Linear methods for heterogeneous agents (such as the popular Sequence Space Jacobian by Auclert et al) are very inaccurate to study fiscal shocks:
I read this. Is a nice clean exercise, you can understand a lot from the Intro alone.
Following post is mainly for my own use/understanding.
I think if you drop all the hetero-agent and economics from it the point is simply that if you want to approximate the following function,
where the idea is that on the left you behave one way (due to a borrowing constraint binding) and on the right you behave another way (due to non-binding), then if you try to approximate this function locally (you will either be in the binding or non-binding section; arbitrarily I am going to show the binding in what follows), then you are only looking at the red-circled region,
and so if you do a local approximation, regardless of whether it is linear, or higher order, then you are just never going to be able to tell anything about what is going on the other side of the kink, the green area in the following figure,
No matter how much you know about the red region (first derivative, second derivative, etc.) nothing helps you figure out the green region. This will be a problem if you then ask the model what happens on the other side of the kink, over in the green region.
The above is obvious. The contribution of the Bianchi-Kaplan paper is to show that this is of direct relevance to incomplete market hetero-agent models. If you use local approximations of the hetero agent model (in the red region) and then ask about fiscal shocks (which are large enough to move you to the green region) you are going to get a rubbish answer.

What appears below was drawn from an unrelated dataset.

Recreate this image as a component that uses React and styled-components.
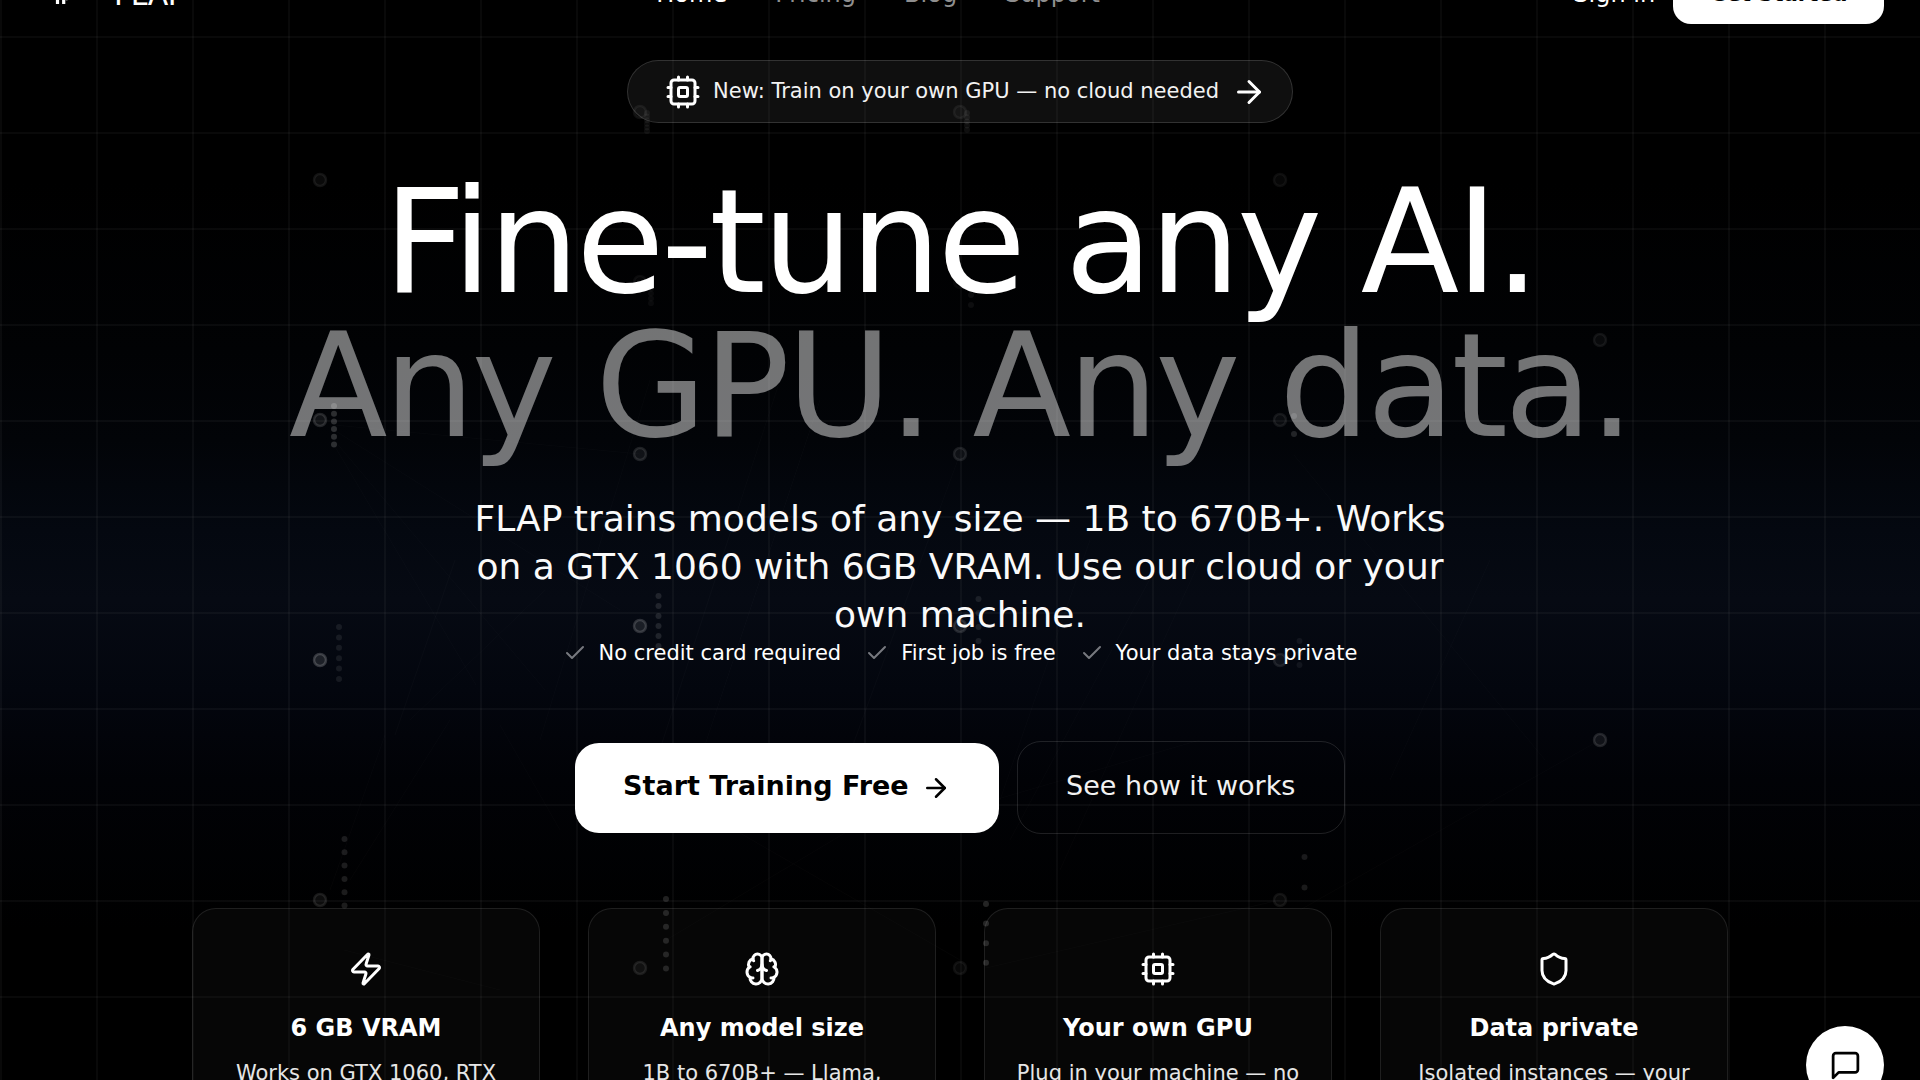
import React from 'react'
import styled, { createGlobalStyle } from 'styled-components'
import { ArrowRight, Check, Shield, Zap } from 'lucide-react'

const rings = [
  [320, 180, 0.1], [640, 112, 0.08], [960, 112, 0.08], [1280, 180, 0.07],
  [640, 282, 0.06], [960, 282, 0.04], [1600, 340, 0.09],
  [320, 420, 0.17], [1280, 420, 0.1], [640, 454, 0.15], [960, 454, 0.13],
  [640, 626, 0.22], [960, 626, 0.16], [320, 660, 0.25], [1280, 660, 0.12],
  [1600, 740, 0.16], [320, 900, 0.13], [1280, 900, 0.09], [640, 968, 0.12], [960, 968, 0.08],
]

// vertical dot runs: x, first y, gap, count, opacity
const trails = [
  [647, 113, 3.6, 6, 0.05], [967, 113, 4.2, 5, 0.06],
  [651, 284, 4.8, 5, 0.04], [971, 295, 10, 2, 0.05],
  [334, 406, 7.7, 6, 0.17], [1294, 416, 18, 2, 0.13],
  [658.5, 596, 10, 6, 0.11], [978.5, 599, 14, 4, 0.09],
  [339, 627, 10.4, 6, 0.08], [1299.5, 641, 12, 3, 0.06],
  [344.5, 839, 13.3, 6, 0.11], [1304.5, 857, 30.5, 2, 0.1],
  [666, 899, 13.9, 6, 0.13], [986, 904, 19.6, 4, 0.14],
]

const links = [
  [334, 445, 476, 685], [334, 440, 545, 690], [334, 430, 620, 610],
  [455, 560, 395, 735], [545, 590, 410, 720], [385, 735, 330, 890],
  [450, 720, 350, 880], [334, 425, 640, 454], [500, 725, 560, 830],
  [780, 380, 650, 780], [820, 400, 690, 790], [650, 380, 540, 740],
  [960, 454, 840, 780], [1090, 540, 1000, 800], [1160, 560, 1010, 840],
  [1200, 560, 1060, 870], [1294, 455, 1545, 760], [1490, 560, 1390, 780],
  [700, 810, 960, 960], [666, 940, 900, 800], [986, 968, 1280, 900],
  [344, 950, 500, 990], [1300, 910, 1600, 740], [960, 810, 1200, 740],
]

const Chip = () => (
  <LineIcon viewBox="0 0 24 24">
    <rect x="4" y="4" width="16" height="16" rx="2" />
    <rect x="9" y="9" width="6" height="6" rx="1" />
    <path d="M15 2v2M15 20v2M2 15h2M2 9h2M20 15h2M20 9h2M9 2v2M9 20v2" />
  </LineIcon>
)

const BrainIcon = () => (
  <LineIcon viewBox="0 0 24 24">
    <path d="M12 5a3 3 0 1 0-5.997.125 4 4 0 0 0-2.526 5.77 4 4 0 0 0 .556 6.588A4 4 0 1 0 12 18Z" />
    <path d="M12 5a3 3 0 1 1 5.997.125 4 4 0 0 1 2.526 5.77 4 4 0 0 1-.556 6.588A4 4 0 1 1 12 18Z" />
    <path d="M15 13a4.5 4.5 0 0 1-3-4 4.5 4.5 0 0 1-3 4" />
    <path d="M17.599 6.5a3 3 0 0 0 .399-1.375M6.003 5.125A3 3 0 0 0 6.401 6.5" />
    <path d="M3.477 10.896a4 4 0 0 1 .585-.396M19.938 10.5a4 4 0 0 1 .585.396" />
    <path d="M6 18a4 4 0 0 1-1.967-.516M19.967 17.484A4 4 0 0 1 18 18" />
  </LineIcon>
)

const ChatIcon = () => (
  <LineIcon viewBox="0 0 24 24" $size={33}>
    <path d="M21 15a2 2 0 0 1-2 2H7l-4 4V5a2 2 0 0 1 2-2h14a2 2 0 0 1 2 2z" />
  </LineIcon>
)

const features = [
  { icon: Zap, title: '6 GB VRAM', text: 'Works on GTX 1060, RTX 3060, and up' },
  { icon: BrainIcon, title: 'Any model size', text: '1B to 670B+ — Llama, Mistral, Qwen' },
  { icon: Chip, title: 'Your own GPU', text: 'Plug in your machine — no cloud needed' },
  { icon: Shield, title: 'Data private', text: 'Isolated instances — your data stays yours' },
]

const Network = () => (
  <NetworkSvg viewBox="0 0 1920 1080">
    {links.map(([x1, y1, x2, y2], i) => (
      <line key={i} x1={x1} y1={y1} x2={x2} y2={y2} stroke="#fff" strokeOpacity="0.02" />
    ))}
    {rings.map(([x, y, o], i) => (
      <circle key={i} cx={x} cy={y} r="6" fill="#fff" fillOpacity={o * 0.4} stroke="#fff" strokeOpacity={o * 0.75} strokeWidth="2.5" />
    ))}
    {trails.map(([x, y, gap, count, o]) =>
      Array.from({ length: count }, (_, i) => (
        <circle key={`${x}-${i}`} cx={x} cy={y + gap * i} r="3" fill="#fff" fillOpacity={o} />
      ))
    )}
  </NetworkSvg>
)

export default function App() {
  return (
    <Page>
      <GlobalStyle />
      <Grid />
      <Network />
      <Nav>
        <Brand>
          <LogoMark viewBox="0 0 60 48">
            <path d="M21.5 8v26M27.7 34V10h8l-6 20" />
          </LogoMark>
          FLAP
        </Brand>
        <NavLinks>
          <NavLink $active>Home</NavLink>
          <NavLink>Pricing</NavLink>
          <NavLink>Blog</NavLink>
          <NavLink>Support</NavLink>
        </NavLinks>
        <NavActions>
          <NavLink $active>Sign in</NavLink>
          <GetStarted>Get Started</GetStarted>
        </NavActions>
      </Nav>
      <Hero>
        <Badge>
          <Chip />
          <Label $lift={1}>New: Train on your own GPU — no cloud needed</Label>
          <ArrowRight size={36} />
        </Badge>
        <Title>
          Fine-tune any AI.
          <Muted>Any GPU. Any data.</Muted>
        </Title>
        <Lead>
          FLAP trains models of any size — 1B to 670B+. Works on a GTX 1060 with 6GB VRAM. Use our cloud or your own machine.
        </Lead>
        <Perks>
          {['No credit card required', 'First job is free', 'Your data stays private'].map((perk) => (
            <Perk key={perk}>
              <Check size={24} />
              {perk}
            </Perk>
          ))}
        </Perks>
        <Actions>
          <Primary>
            <Label $lift={5}>Start Training Free</Label>
            <ArrowRight size={30} />
          </Primary>
          <Secondary>
            <Label $lift={5}>See how it works</Label>
          </Secondary>
        </Actions>
        <Cards>
          {features.map(({ icon: Icon, title, text }) => (
            <Card key={title}>
              <Icon size={36} />
              <CardTitle>{title}</CardTitle>
              <CardText>{text}</CardText>
            </Card>
          ))}
        </Cards>
      </Hero>
      <ChatButton>
        <ChatIcon />
      </ChatButton>
    </Page>
  )
}

const GlobalStyle = createGlobalStyle`
  * {
    box-sizing: border-box;
  }
  body {
    margin: 0;
    background: #000;
    overflow: hidden;
  }
  button {
    font: inherit;
    border: 0;
  }
`

const Page = styled.div`
  position: relative;
  width: 1920px;
  height: 1080px;
  overflow: hidden;
  color: #fff;
  font-family: 'DejaVu Sans', sans-serif;
  background: linear-gradient(180deg, #000 0, #000 180px, #010204 350px, #020408 440px, #040810 530px, #060a13 600px, #03060e 690px, #010206 780px, #000 930px);
`

const Grid = styled.div`
  position: absolute;
  inset: 0;
  background-image:
    linear-gradient(rgba(255, 255, 255, 0.034) 2px, transparent 2px),
    linear-gradient(90deg, rgba(255, 255, 255, 0.034) 2px, transparent 2px);
  background-size: 96px 96px;
  background-position: 0 36px;
`

const NetworkSvg = styled.svg`
  position: absolute;
  inset: 0;
  width: 1920px;
  height: 1080px;
  pointer-events: none;
`

const LineIcon = styled.svg`
  flex: none;
  width: ${({ $size = 36 }) => $size}px;
  height: ${({ $size = 36 }) => $size}px;
  fill: none;
  stroke: currentColor;
  stroke-width: 2;
  stroke-linecap: round;
  stroke-linejoin: round;
`

const Nav = styled.nav`
  position: relative;
  display: flex;
  justify-content: space-between;
  align-items: center;
  height: 72px;
  margin-top: -44px;
  padding: 0 36px;
`

const Brand = styled.div`
  display: flex;
  align-items: center;
  gap: 18px;
  width: 147px;
  padding-top: 4px;
  font-size: 30px;
  letter-spacing: -0.5px;
`

const LogoMark = styled.svg`
  flex: none;
  width: 60px;
  height: 48px;
  fill: none;
  stroke: #fff;
  stroke-width: 3.2;
`

const NavLinks = styled.div`
  display: flex;
  gap: 48px;
`

const NavLink = styled.span`
  padding-top: 3px;
  font-size: 24px;
  line-height: 36px;
  color: ${({ $active }) => ($active ? '#fff' : '#8f8f8f')};
`

const NavActions = styled.div`
  display: flex;
  align-items: center;
  justify-content: flex-end;
  gap: 18px;
`

const GetStarted = styled.button`
  height: 64px;
  padding: 4px 36.5px 0;
  border-radius: 18px;
  background: #fff;
  color: #000;
  font-size: 21px;
  font-weight: 700;
`

const Hero = styled.main`
  position: relative;
  display: flex;
  flex-direction: column;
  align-items: center;
  padding-top: 32px;
`

const Label = styled.span`
  display: block;
  padding-bottom: ${({ $lift }) => $lift}px;
`

const Badge = styled.div`
  display: flex;
  align-items: center;
  gap: 12px;
  height: 63px;
  padding: 0 25px 0 37px;
  border: 1.5px solid rgba(255, 255, 255, 0.15);
  border-radius: 32px;
  background: rgba(255, 255, 255, 0.06);
  color: #f2f2f2;
  font-size: 21px;
  white-space: nowrap;

  svg {
    color: #fff;
  }
`

const Title = styled.h1`
  margin: 47px 0 0;
  font-size: 144px;
  font-weight: 400;
  line-height: 144px;
  letter-spacing: -0.025em;
  text-align: center;
  white-space: nowrap;
`

const Muted = styled.span`
  display: block;
  color: rgba(255, 255, 255, 0.45);
`

const Lead = styled.p`
  width: 1008px;
  margin: 37px 0 0;
  color: #fafafa;
  font-size: 36px;
  line-height: 48px;
  text-align: center;
`

const Perks = styled.div`
  display: flex;
  gap: 24px;
  height: 30px;
  margin-top: -1px;
`

const Perk = styled.div`
  display: flex;
  align-items: center;
  gap: 12px;
  font-size: 21px;

  svg {
    color: #77797f;
  }
`

const Actions = styled.div`
  display: flex;
  align-items: center;
  gap: 18px;
  margin-top: 73px;
`

const Primary = styled.button`
  display: flex;
  align-items: center;
  gap: 12px;
  height: 90px;
  padding: 0 48px;
  border-radius: 24px;
  background: #fff;
  color: #000;
  font-size: 27px;
  font-weight: 700;
`

const Secondary = styled.button`
  height: 93px;
  padding: 0 48.5px;
  border: 1.5px solid rgba(255, 255, 255, 0.12);
  border-radius: 24px;
  background: transparent;
  color: #f2f2f2;
  font-size: 27px;
`

const Cards = styled.div`
  display: grid;
  grid-template-columns: repeat(4, 1fr);
  gap: 48px;
  width: 1536px;
  margin-top: 74px;
`

const Card = styled.div`
  display: flex;
  flex-direction: column;
  align-items: center;
  height: 260px;
  padding: 42px 30px 0;
  border: 1.5px solid rgba(255, 255, 255, 0.1);
  border-radius: 24px;
  background: rgba(255, 255, 255, 0.024);
`

const CardTitle = styled.h3`
  margin: 23px 0 0;
  font-size: 24px;
  line-height: 36px;
`

const CardText = styled.p`
  margin: 11px 0 0;
  color: #e6e6e6;
  font-size: 21px;
  line-height: 32px;
  text-align: center;
`

const ChatButton = styled.button`
  position: absolute;
  right: 36px;
  top: 1026px;
  display: flex;
  align-items: center;
  justify-content: center;
  width: 78px;
  height: 78px;
  padding: 0;
  border-radius: 50%;
  background: #fff;
  color: #000;
`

The Economics of the Bianchi-Kaplan paper is saying that this kind of kink occurs in the MPCs (marginal propensities of consumption) that are key to the response to fiscal shocks in hetero-agent models. And that fiscal shocks that we want to study are big enough to move you from the binding to non-binding region. And so if you solve them with local approximations then you will get things wrong, because the policy moves you to the other side of the kink and the local approximation becomes a terrible approximation.
Obviously there is a more to it than this (as there are lots of households, some on either side of the kink, and this is what you are approximating locally, not the simple function of one variable in my graphs). But the above gives you the intuition without the complexity of the model environment, what actually happens in the model is like a very-high-dimensional version of the same phenomenon. And it is worth noting that the amount you get the ‘green region’ wrong by is substantial (is not just a tiny error).
The finding is not just eliminating SSJs, which are local-linear approximations, but also other local approximations like second-order SSJs (Auclert has presented on them, not sure if there is a paper) and the second-order perturbation approaches (Bayer-Luetticke, Reiter) and the Bandari, Evans, Golosov & Sargent approach.
In short, we don’t just need non-linear solutions to be able to handle this, we need non-local solutions. No amount of non-linearity will help if the solution method is still local.